## Start

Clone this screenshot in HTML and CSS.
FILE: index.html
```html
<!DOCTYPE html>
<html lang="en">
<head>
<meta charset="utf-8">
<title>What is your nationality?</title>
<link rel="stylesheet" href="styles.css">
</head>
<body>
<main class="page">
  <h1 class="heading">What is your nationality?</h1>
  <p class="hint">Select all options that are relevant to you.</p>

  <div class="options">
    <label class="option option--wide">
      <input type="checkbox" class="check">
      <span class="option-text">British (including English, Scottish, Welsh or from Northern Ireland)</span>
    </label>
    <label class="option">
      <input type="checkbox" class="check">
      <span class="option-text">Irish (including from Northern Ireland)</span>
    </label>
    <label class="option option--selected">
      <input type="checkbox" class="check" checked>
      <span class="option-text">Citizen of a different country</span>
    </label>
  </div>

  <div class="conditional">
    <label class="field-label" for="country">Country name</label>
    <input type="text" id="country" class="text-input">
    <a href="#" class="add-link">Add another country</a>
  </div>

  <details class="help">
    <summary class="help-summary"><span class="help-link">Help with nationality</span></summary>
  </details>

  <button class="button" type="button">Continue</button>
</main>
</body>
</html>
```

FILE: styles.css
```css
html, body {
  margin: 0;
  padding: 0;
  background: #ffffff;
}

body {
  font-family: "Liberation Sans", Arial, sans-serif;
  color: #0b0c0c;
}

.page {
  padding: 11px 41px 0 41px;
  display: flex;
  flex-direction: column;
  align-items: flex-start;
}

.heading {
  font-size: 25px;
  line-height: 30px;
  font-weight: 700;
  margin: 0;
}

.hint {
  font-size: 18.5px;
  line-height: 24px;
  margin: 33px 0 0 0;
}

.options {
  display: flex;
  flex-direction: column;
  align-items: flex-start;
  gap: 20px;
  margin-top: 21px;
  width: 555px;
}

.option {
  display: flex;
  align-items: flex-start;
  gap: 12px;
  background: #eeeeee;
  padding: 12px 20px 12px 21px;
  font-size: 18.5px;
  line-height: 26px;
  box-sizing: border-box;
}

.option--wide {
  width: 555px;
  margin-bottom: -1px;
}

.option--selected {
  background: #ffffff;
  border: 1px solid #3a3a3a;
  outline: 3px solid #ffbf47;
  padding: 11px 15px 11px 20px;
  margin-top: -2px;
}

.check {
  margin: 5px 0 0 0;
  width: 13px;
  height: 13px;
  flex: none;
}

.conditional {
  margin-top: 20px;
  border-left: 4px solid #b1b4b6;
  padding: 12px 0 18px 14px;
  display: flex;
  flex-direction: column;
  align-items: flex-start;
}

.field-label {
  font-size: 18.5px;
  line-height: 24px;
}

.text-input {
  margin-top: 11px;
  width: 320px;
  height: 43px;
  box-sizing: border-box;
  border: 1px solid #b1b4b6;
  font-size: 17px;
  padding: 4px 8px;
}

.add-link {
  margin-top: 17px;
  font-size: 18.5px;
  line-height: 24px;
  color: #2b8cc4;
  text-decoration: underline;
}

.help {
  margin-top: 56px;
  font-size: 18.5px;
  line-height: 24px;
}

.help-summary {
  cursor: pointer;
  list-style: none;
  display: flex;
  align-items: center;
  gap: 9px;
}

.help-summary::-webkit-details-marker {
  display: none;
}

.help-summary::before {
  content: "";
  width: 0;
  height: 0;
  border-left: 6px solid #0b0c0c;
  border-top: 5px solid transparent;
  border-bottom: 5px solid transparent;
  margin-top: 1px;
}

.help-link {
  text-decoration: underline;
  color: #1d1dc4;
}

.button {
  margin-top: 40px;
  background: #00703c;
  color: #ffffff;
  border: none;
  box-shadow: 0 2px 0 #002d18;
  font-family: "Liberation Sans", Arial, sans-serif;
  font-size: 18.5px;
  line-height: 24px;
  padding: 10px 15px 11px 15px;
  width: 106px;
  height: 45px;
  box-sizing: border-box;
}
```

## End

▶ EXERCISE DIRECTIONS
Retype the data in full and match it exactly.

▶ EXPECTED ANSWER
Clone this screenshot in HTML and CSS.
FILE: index.html
```html
<!DOCTYPE html>
<html lang="en">
<head>
<meta charset="utf-8">
<title>What is your nationality?</title>
<link rel="stylesheet" href="styles.css">
</head>
<body>
<main class="page">
  <h1 class="heading">What is your nationality?</h1>
  <p class="hint">Select all options that are relevant to you.</p>

  <div class="options">
    <label class="option option--wide">
      <input type="checkbox" class="check">
      <span class="option-text">British (including English, Scottish, Welsh or from Northern Ireland)</span>
    </label>
    <label class="option">
      <input type="checkbox" class="check">
      <span class="option-text">Irish (including from Northern Ireland)</span>
    </label>
    <label class="option option--selected">
      <input type="checkbox" class="check" checked>
      <span class="option-text">Citizen of a different country</span>
    </label>
  </div>

  <div class="conditional">
    <label class="field-label" for="country">Country name</label>
    <input type="text" id="country" class="text-input">
    <a href="#" class="add-link">Add another country</a>
  </div>

  <details class="help">
    <summary class="help-summary"><span class="help-link">Help with nationality</span></summary>
  </details>

  <button class="button" type="button">Continue</button>
</main>
</body>
</html>
```

FILE: styles.css
```css
html, body {
  margin: 0;
  padding: 0;
  background: #ffffff;
}

body {
  font-family: "Liberation Sans", Arial, sans-serif;
  color: #0b0c0c;
}

.page {
  padding: 11px 41px 0 41px;
  display: flex;
  flex-direction: column;
  align-items: flex-start;
}

.heading {
  font-size: 25px;
  line-height: 30px;
  font-weight: 700;
  margin: 0;
}

.hint {
  font-size: 18.5px;
  line-height: 24px;
  margin: 33px 0 0 0;
}

.options {
  display: flex;
  flex-direction: column;
  align-items: flex-start;
  gap: 20px;
  margin-top: 21px;
  width: 555px;
}

.option {
  display: flex;
  align-items: flex-start;
  gap: 12px;
  background: #eeeeee;
  padding: 12px 20px 12px 21px;
  font-size: 18.5px;
  line-height: 26px;
  box-sizing: border-box;
}

.option--wide {
  width: 555px;
  margin-bottom: -1px;
}

.option--selected {
  background: #ffffff;
  border: 1px solid #3a3a3a;
  outline: 3px solid #ffbf47;
  padding: 11px 15px 11px 20px;
  margin-top: -2px;
}

.check {
  margin: 5px 0 0 0;
  width: 13px;
  height: 13px;
  flex: none;
}

.conditional {
  margin-top: 20px;
  border-left: 4px solid #b1b4b6;
  padding: 12px 0 18px 14px;
  display: flex;
  flex-direction: column;
  align-items: flex-start;
}

.field-label {
  font-size: 18.5px;
  line-height: 24px;
}

.text-input {
  margin-top: 11px;
  width: 320px;
  height: 43px;
  box-sizing: border-box;
  border: 1px solid #b1b4b6;
  font-size: 17px;
  padding: 4px 8px;
}

.add-link {
  margin-top: 17px;
  font-size: 18.5px;
  line-height: 24px;
  color: #2b8cc4;
  text-decoration: underline;
}

.help {
  margin-top: 56px;
  font-size: 18.5px;
  line-height: 24px;
}

.help-summary {
  cursor: pointer;
  list-style: none;
  display: flex;
  align-items: center;
  gap: 9px;
}

.help-summary::-webkit-details-marker {
  display: none;
}

.help-summary::before {
  content: "";
  width: 0;
  height: 0;
  border-left: 6px solid #0b0c0c;
  border-top: 5px solid transparent;
  border-bottom: 5px solid transparent;
  margin-top: 1px;
}

.help-link {
  text-decoration: underline;
  color: #1d1dc4;
}

.button {
  margin-top: 40px;
  background: #00703c;
  color: #ffffff;
  border: none;
  box-shadow: 0 2px 0 #002d18;
  font-family: "Liberation Sans", Arial, sans-serif;
  font-size: 18.5px;
  line-height: 24px;
  padding: 10px 15px 11px 15px;
  width: 106px;
  height: 45px;
  box-sizing: border-box;
}
```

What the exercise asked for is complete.